8. The problem with this approach is that the Tribunal has no jurisdiction to decide whether a decision is in accordance with the immigration rules. Judge Hussain was required to decide whether the decision appealed against was unlawful under s.6 of the Human Rights Act 1998. It is evident from the comment at the end of his decision, that it was unnecessary to consider the article 8 grounds outside the rules, that he did not carry out the necessary balancing act.
9. To this extent, I observe that Judge Hussain failed to identify whether article 8 was engaged and if so on what basis. It would appear the respondent relied not merely on his private life rights but also his family life rights. It was necessary for the judge to determine whether the respondent enjoyed family life in the UK with his adult daughter and son-in-law. In carrying out an article 8 assessment, it is necessary to identify the degree to which a decision to exclude might interfere with a person's private and family life rights.
10. I mention that Judge Hussain's reliance on paragraph 276ADE(1)(vi) meant he focused solely on the respondent's private life rights. But it is unclear what private life was established in the UK. The respondent had no right to free medical treatment. The need for medical treatment does not automatically engage private life rights. The respondent had arrived in the UK as a visitor. Although paragraph 276ADE starts from the assumption that a person has established private life rights in the UK, that is not the starting point under the current appeal regime, which requires a "balance sheet approach" if the classic Razgar step by step approach is not adopted.
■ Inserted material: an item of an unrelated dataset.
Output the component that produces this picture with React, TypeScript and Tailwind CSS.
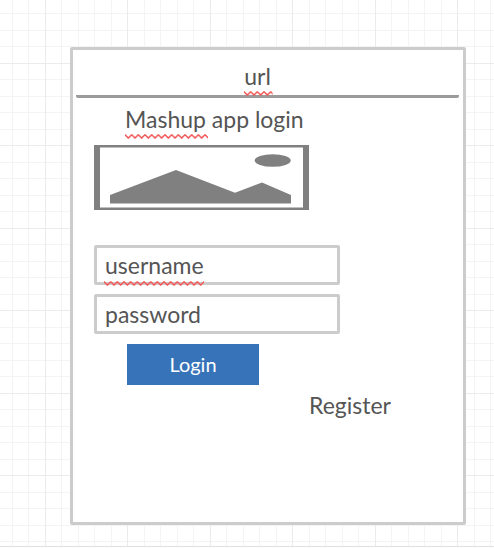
import { useId } from "react";
import type { ReactNode } from "react";

const minorLines = [16, 33, 49, 66, 99, 115, 132, 148];
const majorLines = [0, 82];

function GridPaper() {
  return (
    <svg className="absolute inset-0 h-full w-full" aria-hidden="true">
      <defs>
        <pattern id="grid" x="45" y="63" width="165" height="165" patternUnits="userSpaceOnUse">
          {minorLines.map((n) => (
            <g key={n} fill="#f4f4f4">
              <rect x={n} y="0" width="1" height="165" />
              <rect x="0" y={n} width="165" height="1" />
            </g>
          ))}
          {majorLines.map((n) => (
            <g key={n} fill="#ebebeb">
              <rect x={n} y="0" width="1" height="165" />
              <rect x="0" y={n} width="165" height="1" />
            </g>
          ))}
        </pattern>
      </defs>
      <rect width="100%" height="100%" fill="url(#grid)" />
    </svg>
  );
}

function Squiggle() {
  const id = useId();
  return (
    <svg className="block h-[5px] w-full" aria-hidden="true">
      <defs>
        <pattern id={id} width="6.67" height="5" patternUnits="userSpaceOnUse">
          <path d="M-1 0 L0 0.8 L3.33 4.1 L6.67 0.8 L7.67 0" fill="none" stroke="#f25555" strokeWidth="1.5" />
        </pattern>
      </defs>
      <rect width="100%" height="5" fill={`url(#${id})`} />
    </svg>
  );
}

function Misspelled({ children }: { children: ReactNode }) {
  return (
    <span className="relative inline-block">
      {children}
      <span className="absolute -right-0.5 left-0 top-full">
        <Squiggle />
      </span>
    </span>
  );
}

function PicturePlaceholder() {
  return (
    <svg
      className="mt-[11px] block h-[65px] w-[215px] max-w-full"
      viewBox="0 0 215 65"
      role="img"
      aria-label="Picture"
    >
      <rect width="215" height="65" fill="#808080" />
      <rect x="6" y="2.5" width="203" height="60" fill="#fff" />
      <ellipse cx="178.700" cy="15.500" rx="18" ry="6.300" fill="#808080" />
      <path d="M16 58.500V50L82 25L141 47.800L168 37.500L197 50V58.500Z" fill="#808080" />
    </svg>
  );
}

const field =
  "block h-10 w-full rounded-[2px] border-[3px] border-[#cccccc] bg-white px-2 text-[23px] text-[#555555] outline-none placeholder:text-[#555555] placeholder:opacity-100";

export default function App() {
  return (
    <div className="bg-white pb-px font-['Lato',sans-serif] text-[23px] text-[#555555]">
      <main className="relative border-b border-[#e0e0e0] pt-[47px] pr-7 pb-[21px] pl-[70px]">
        <GridPaper />
        <section className="relative flex min-h-[478px] flex-col rounded-[2px] border-[3px] border-[#cccccc] bg-white">
          <header className="mr-1 ml-[3px] rounded-b-[2px] border-b-[3px] border-[#9b9b9b] pt-3 pr-5 pb-1 text-center leading-[29px]">
            <Misspelled>url</Misspelled>
          </header>
          <form className="flex flex-col px-[21px]" onSubmit={(e) => e.preventDefault()}>
            <h1 className="mt-[7px] pl-[31px] leading-[29px]">
              <Misspelled>Mashup</Misspelled> app login
            </h1>
            <PicturePlaceholder />
            <div className="relative mt-[35px] w-[246px] max-w-full">
              <input className={field} type="text" placeholder="username" aria-label="username" />
              <span className="absolute -bottom-px left-[10px] w-[100px]">
                <Squiggle />
              </span>
            </div>
            <div className="mt-[9px] w-[246px] max-w-full">
              <input className={field} type="text" placeholder="password" aria-label="password" />
            </div>
            <button
              type="submit"
              className="mt-[10px] ml-[33px] h-[41px] w-[132px] bg-[#3773b8] pb-0.5 text-xl text-white"
            >
              Login
            </button>
            <a href="#register" className="mt-[6px] mr-[51px] self-end leading-[29px]">
              Register
            </a>
          </form>
        </section>
      </main>
    </div>
  );
}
11. In addition, it is necessary to ascertain the public interest in expelling a person. In that context, whether a person meets the requirements of the immigration rules will be a factor. However, the changes made to the appeal regime by the 2014 Act mean that when conducting that exercise the Tribunal cannot go behind a concession. Of course, if the immigration rules are in fact met, then the public interest in expelling a person will be reduced, often decisively.
12. But the task of the judge does not end with identifying the factors for and against the respondent remaining in the UK. Once the competing factors have been identified, the task is to balance them against each other to decide if the personal interests of the respondent outweigh the public interests.
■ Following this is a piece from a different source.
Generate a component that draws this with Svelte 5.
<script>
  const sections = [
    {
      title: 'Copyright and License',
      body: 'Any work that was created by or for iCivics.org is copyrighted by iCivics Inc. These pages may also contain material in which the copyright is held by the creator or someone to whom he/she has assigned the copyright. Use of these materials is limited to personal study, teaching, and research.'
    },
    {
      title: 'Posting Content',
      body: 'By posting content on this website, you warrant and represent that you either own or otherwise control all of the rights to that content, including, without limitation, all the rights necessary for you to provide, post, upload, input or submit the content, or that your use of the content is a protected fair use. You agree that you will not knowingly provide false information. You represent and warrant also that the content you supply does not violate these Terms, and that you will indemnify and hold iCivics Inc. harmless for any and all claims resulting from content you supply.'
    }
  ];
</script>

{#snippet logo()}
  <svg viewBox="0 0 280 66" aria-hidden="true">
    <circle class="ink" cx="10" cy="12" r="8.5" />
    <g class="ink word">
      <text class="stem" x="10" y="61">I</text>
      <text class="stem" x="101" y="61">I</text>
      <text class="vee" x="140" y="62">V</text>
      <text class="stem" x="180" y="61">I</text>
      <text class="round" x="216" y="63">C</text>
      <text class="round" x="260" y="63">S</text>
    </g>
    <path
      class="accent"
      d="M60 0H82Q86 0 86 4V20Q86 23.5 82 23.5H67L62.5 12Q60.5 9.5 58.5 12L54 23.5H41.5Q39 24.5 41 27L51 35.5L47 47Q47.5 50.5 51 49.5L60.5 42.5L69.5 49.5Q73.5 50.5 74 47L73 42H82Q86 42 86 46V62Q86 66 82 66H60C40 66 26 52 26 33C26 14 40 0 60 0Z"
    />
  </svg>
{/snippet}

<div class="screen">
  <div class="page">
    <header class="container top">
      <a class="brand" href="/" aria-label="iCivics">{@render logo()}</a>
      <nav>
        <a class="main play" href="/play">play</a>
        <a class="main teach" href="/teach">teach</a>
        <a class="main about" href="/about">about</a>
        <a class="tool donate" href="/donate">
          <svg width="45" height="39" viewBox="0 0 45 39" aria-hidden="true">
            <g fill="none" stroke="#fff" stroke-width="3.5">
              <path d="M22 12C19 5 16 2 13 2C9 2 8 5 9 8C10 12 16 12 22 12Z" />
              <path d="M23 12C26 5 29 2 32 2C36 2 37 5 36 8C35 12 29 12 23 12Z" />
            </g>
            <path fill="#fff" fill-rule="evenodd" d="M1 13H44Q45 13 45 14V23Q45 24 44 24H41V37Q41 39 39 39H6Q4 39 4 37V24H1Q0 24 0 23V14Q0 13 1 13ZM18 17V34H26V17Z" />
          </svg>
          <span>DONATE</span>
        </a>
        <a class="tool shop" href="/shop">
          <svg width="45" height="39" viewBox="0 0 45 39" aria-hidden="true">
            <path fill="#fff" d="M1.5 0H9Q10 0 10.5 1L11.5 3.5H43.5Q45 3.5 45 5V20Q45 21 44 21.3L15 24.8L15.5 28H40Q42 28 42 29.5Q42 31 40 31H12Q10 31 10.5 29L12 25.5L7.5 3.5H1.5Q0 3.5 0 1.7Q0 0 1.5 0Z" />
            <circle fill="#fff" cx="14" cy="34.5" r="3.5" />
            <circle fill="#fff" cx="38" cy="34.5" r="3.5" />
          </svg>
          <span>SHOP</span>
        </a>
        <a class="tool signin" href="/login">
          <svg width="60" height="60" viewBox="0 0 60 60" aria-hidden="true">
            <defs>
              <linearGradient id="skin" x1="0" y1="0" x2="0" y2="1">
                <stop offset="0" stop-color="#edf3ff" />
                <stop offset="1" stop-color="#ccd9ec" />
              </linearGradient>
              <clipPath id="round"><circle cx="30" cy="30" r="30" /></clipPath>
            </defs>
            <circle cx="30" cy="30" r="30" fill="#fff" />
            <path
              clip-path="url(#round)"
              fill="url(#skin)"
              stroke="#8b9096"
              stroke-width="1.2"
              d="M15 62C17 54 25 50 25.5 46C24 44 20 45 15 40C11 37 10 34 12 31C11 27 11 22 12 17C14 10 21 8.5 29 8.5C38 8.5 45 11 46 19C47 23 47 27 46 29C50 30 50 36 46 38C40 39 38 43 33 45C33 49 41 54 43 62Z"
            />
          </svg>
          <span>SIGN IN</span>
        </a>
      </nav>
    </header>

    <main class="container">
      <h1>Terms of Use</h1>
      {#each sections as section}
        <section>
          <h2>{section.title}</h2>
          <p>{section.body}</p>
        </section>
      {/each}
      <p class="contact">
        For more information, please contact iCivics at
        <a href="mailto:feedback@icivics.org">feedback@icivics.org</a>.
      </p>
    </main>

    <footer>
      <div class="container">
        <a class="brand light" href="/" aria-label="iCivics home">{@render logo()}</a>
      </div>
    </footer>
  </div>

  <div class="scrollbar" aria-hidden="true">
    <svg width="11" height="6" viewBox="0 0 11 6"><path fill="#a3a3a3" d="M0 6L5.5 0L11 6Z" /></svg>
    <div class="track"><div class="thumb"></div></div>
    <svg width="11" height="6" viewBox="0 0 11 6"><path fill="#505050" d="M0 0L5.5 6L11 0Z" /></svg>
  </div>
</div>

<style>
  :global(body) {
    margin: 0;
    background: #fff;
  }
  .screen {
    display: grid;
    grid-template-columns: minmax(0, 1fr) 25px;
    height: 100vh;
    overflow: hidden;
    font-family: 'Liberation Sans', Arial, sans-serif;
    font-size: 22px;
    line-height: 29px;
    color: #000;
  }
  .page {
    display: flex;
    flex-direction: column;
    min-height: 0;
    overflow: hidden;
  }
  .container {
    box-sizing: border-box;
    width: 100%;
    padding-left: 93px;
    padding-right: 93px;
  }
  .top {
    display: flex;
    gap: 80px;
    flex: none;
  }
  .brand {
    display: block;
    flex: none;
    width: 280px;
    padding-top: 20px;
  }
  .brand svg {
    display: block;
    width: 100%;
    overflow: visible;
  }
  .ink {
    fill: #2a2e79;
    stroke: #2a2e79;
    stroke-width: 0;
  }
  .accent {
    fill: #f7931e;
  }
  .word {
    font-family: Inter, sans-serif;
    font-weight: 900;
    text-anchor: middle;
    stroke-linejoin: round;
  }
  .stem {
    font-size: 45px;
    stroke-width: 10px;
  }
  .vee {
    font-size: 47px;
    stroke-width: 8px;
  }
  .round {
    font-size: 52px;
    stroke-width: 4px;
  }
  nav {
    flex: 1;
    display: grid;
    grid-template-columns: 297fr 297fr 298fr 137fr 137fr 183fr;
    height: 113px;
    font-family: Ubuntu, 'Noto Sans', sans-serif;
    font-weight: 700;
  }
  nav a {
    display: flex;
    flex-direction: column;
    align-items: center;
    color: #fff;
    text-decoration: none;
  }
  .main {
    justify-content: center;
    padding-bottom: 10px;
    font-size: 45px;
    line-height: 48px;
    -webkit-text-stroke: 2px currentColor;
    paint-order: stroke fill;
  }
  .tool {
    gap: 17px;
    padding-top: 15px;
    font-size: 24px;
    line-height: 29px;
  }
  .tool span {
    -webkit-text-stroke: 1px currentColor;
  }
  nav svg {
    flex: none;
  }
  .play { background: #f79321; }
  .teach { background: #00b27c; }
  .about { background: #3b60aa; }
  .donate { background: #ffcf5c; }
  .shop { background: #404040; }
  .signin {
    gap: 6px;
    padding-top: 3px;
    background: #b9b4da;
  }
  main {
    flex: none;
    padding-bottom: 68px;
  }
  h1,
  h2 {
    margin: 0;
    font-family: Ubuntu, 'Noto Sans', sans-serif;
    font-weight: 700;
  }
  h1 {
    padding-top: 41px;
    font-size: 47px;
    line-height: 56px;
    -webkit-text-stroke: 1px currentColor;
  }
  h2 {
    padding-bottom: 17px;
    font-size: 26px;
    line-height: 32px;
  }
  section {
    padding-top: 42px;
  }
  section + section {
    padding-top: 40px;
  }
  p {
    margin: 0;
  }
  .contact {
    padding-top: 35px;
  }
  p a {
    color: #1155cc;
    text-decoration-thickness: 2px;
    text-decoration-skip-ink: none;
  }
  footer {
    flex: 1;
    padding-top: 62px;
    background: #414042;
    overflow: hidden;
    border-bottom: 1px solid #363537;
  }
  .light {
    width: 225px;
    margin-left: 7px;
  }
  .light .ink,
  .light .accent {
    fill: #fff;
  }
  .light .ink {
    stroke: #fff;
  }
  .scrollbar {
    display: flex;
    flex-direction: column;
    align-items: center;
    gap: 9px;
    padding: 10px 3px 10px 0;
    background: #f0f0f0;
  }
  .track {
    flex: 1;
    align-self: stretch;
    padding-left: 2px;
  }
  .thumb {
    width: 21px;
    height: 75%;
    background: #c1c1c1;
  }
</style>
13. Unfortunately, Judge Hussain did not carry out these tasks. By not doing so he failed to determine the appeal in accordance with his jurisdiction. This means the decision is infected with serious legal error and must not only be set aside but the original appeal must be remitted to the First-tier Tribunal for a hearing afresh wherein the human rights issues can be properly considered.
14. One final comment is appropriate. Even had Judge Hussain had jurisdiction to review the exercise of discretion, he has failed to give adequate reasons for reversing the SSHD's decision. At paragraph 53, the judge records the possibility of a settlement being reached between the respondent's daughter and son-in-law with the relevant NHS body to repay the outstanding debt. But this was merely a possibility. There was no evidence that an agreement had been reached. It is unclear why the judge concluded that the sponsors were willing to settle the debt albeit reluctantly. He saw they were reluctant to pay the debt, which is also clear from the tone of the CAB letter. The lack of explanation by the judge is further evidence of legal error.
Notice of Decision
The First-tier Tribunal's decision and reasons statement contains an error on a point of law and is set aside.
The appeal is remitted to the First-tier Tribunal for a fresh hearing, before a judge other than Judge M B Hussain.